Monday, March 19, 2007

to the coast, to Nida


We travel to Nida, where the amber river meets the Baltic.


For Liudvikus


Amber in alcohol a resiny
sting on the tongue,
vodka on the run,
coke in the strip bar,
downtown, rivers run
out of Russia,
to the sea sand of Nida.
Drinking with your father,
fifteen years in Siberia he
hands me a glass,
Dusk, and it looks like rain.




Lithuanian Prophecy

Maybe he said we were going
to Kaunas, or Klepeda.
Maybe we had had
too much to drink.
Maybe we ended up
on sand beaches in Nida.
Maybe the river will stop flowing.
Maybe there will be amber.
Maybe the storks will come.
Maybe we were never
really here at all.





Stork sky amber river

Inside the bear
there is snow and cold water.
Outside, storks fly north,
from the desert,
bringing good luck.
Everything comes to the river,
following a map of amber,
ancient pine forest resin flow
rivermouth lagoon.
I will return, encased in amber,
when the black storks
fly home.



We have driven for miles, away from the city (Vilnius), forty odd poets in a bus, to the farm of the man who makes the best beer in Lithuania.
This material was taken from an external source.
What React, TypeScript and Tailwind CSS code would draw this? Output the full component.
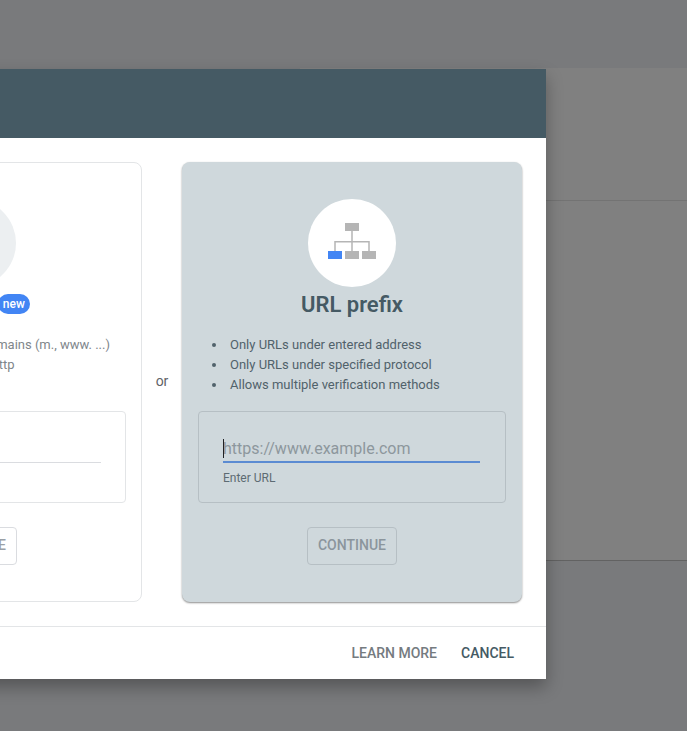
const SitemapIcon = () => (
  <svg width="48" height="36" viewBox="0 0 48 36">
    <rect x="17" y="0" width="14" height="8" fill="#b5b5b5" />
    <path d="M24 8v20M7 28v-9.25h34V28" fill="none" stroke="#b5b5b5" strokeWidth="1.5" />
    <rect x="0" y="28" width="14" height="8" fill="#4285f4" />
    <rect x="17" y="28" width="14" height="8" fill="#b5b5b5" />
    <rect x="34" y="28" width="14" height="8" fill="#b5b5b5" />
  </svg>
);

const Bullet = ({ text, dot }: { text: string; dot: string }) => (
  <li className="flex items-center h-[20px]">
    <span className={`w-[4px] h-[4px] rounded-full mr-[14px] shrink-0 ${dot}`} />
    <span className="whitespace-nowrap">{text}</span>
  </li>
);

const DomainCard = () => (
  <div className="w-[340px] h-[440px] shrink-0 rounded-lg border border-[#e3e5e7] bg-white flex flex-col items-center">
    <div className="mt-[36px] w-[88px] h-[88px] rounded-full bg-[#eceff1]" />
    <div className="mt-[3px] h-[28px] flex items-center gap-2">
      <span className="text-[22px] font-semibold text-[#455a64]">Domain</span>
      <span className="rounded-full bg-[#4285f4] px-[5px] h-[20px] leading-[20px] text-xs font-medium text-white">new</span>
    </div>
    <ul className="mt-[17px] w-full pl-[29px] text-[13px] text-[#80868b]">
      <Bullet dot="bg-[#80868b]" text="All URLs across all subdomains (m., www. ...)" />
      <Bullet dot="bg-[#80868b]" text="All URLs across https or http" />
      <Bullet dot="bg-[#80868b]" text="Requires DNS verification" />
    </ul>
    <div className="mt-[16px] w-[308px] h-[92px] rounded border border-[#e3e5e7] px-[24px] pt-[24px]">
      <div className="h-[27px] border-b border-[#dadce0]" />
    </div>
    <button className="mt-[24px] w-[90px] h-[38px] pb-[2px] rounded-sm border border-[#dadce0] text-sm font-medium text-[#9aa0a6]">CONTINUE</button>
  </div>
);

const UrlCard = () => (
  <div className="w-[340px] h-[440px] shrink-0 rounded-lg bg-[#cfd8dc] shadow-[0_1px_2px_rgba(0,0,0,0.45)] flex flex-col items-center">
    <div className="mt-[37px] w-[88px] h-[88px] rounded-full bg-white flex items-center justify-center pb-[4px]">
      <SitemapIcon />
    </div>
    <div className="mt-[3px] h-[28px] flex items-center">
      <span className="text-[22px] font-semibold text-[#455a64]">URL prefix</span>
    </div>
    <ul className="mt-[17px] w-full pl-[30px] text-[13px] text-[#51626b]">
      <Bullet dot="bg-[#51626b]" text="Only URLs under entered address" />
      <Bullet dot="bg-[#51626b]" text="Only URLs under specified protocol" />
      <Bullet dot="bg-[#51626b]" text="Allows multiple verification methods" />
    </ul>
    <div className="mt-[16px] w-[308px] h-[92px] rounded border border-[#b6bfc4] pl-[24px] pr-[25px] pt-[25px]">
      <div className="relative h-[26px] border-b-2 border-[#5b8bd2] text-base leading-[24px] text-[#8d979d]">
        <span className="absolute left-0 top-[2px] w-px h-[19px] bg-[#202124]" />
        https://www.example.com
      </div>
      <div className="mt-[7px] text-xs text-[#5d6b73]">Enter URL</div>
    </div>
    <button className="mt-[24px] w-[90px] h-[38px] pb-[2px] rounded-sm border border-[#b6bfc4] text-sm font-medium text-[#8b959c]">CONTINUE</button>
  </div>
);

export default function App() {
  return (
    <div className="relative w-[687px] h-[731px] overflow-hidden bg-[#797a7c] font-['Roboto',sans-serif]">
      {/* page behind the scrim */}
      <div className="ml-[300px] mt-[68px] h-[493px] w-[387px] bg-[#808080] border-b border-[#626262]">
        <div className="h-[133px] border-b border-[#737373]" />
      </div>

      <div className="absolute left-[-222px] top-[69px] w-[768px] h-[610px] bg-white flex flex-col shadow-[0_8px_16px_rgba(0,0,0,0.3)]">
        <div className="h-[69px] shrink-0 bg-[#455a64]" />
        <div className="h-[488px] shrink-0 flex pl-[24px] pt-[24px]">
          <DomainCard />
          <div className="w-[40px] h-[440px] flex items-center justify-center text-sm text-[#5f6368] pb-[2px]">or</div>
          <UrlCard />
        </div>
        <div className="flex-1 border-t border-[#e3e5e7] flex items-center justify-end gap-[24px] pr-[32px] text-sm font-medium">
          <span className="text-[#757b7f]">LEARN MORE</span>
          <span className="text-[#455a64]">CANCEL</span>
        </div>
      </div>
    </div>
  );
}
We are on his lawn, drinking beer, and eating strips of smoked pig's ears, which I find delicious. I remember the feed store at home, where I buy grain and shavings. They sell pigs' ears as chew toys for dogs, not knowing how well they go with beer. I am in a new place, and always learning.
When it comes time to go, the bus is stuck in the sand driveway. We cannot push it out. Drunken poets throw themselves in front of the bus, not wanting to leave. Local tractors are sent for, and pickup trucks come to take us to another farm, where there is grilled sausage and beer. We eat. We drink. The night grows darker.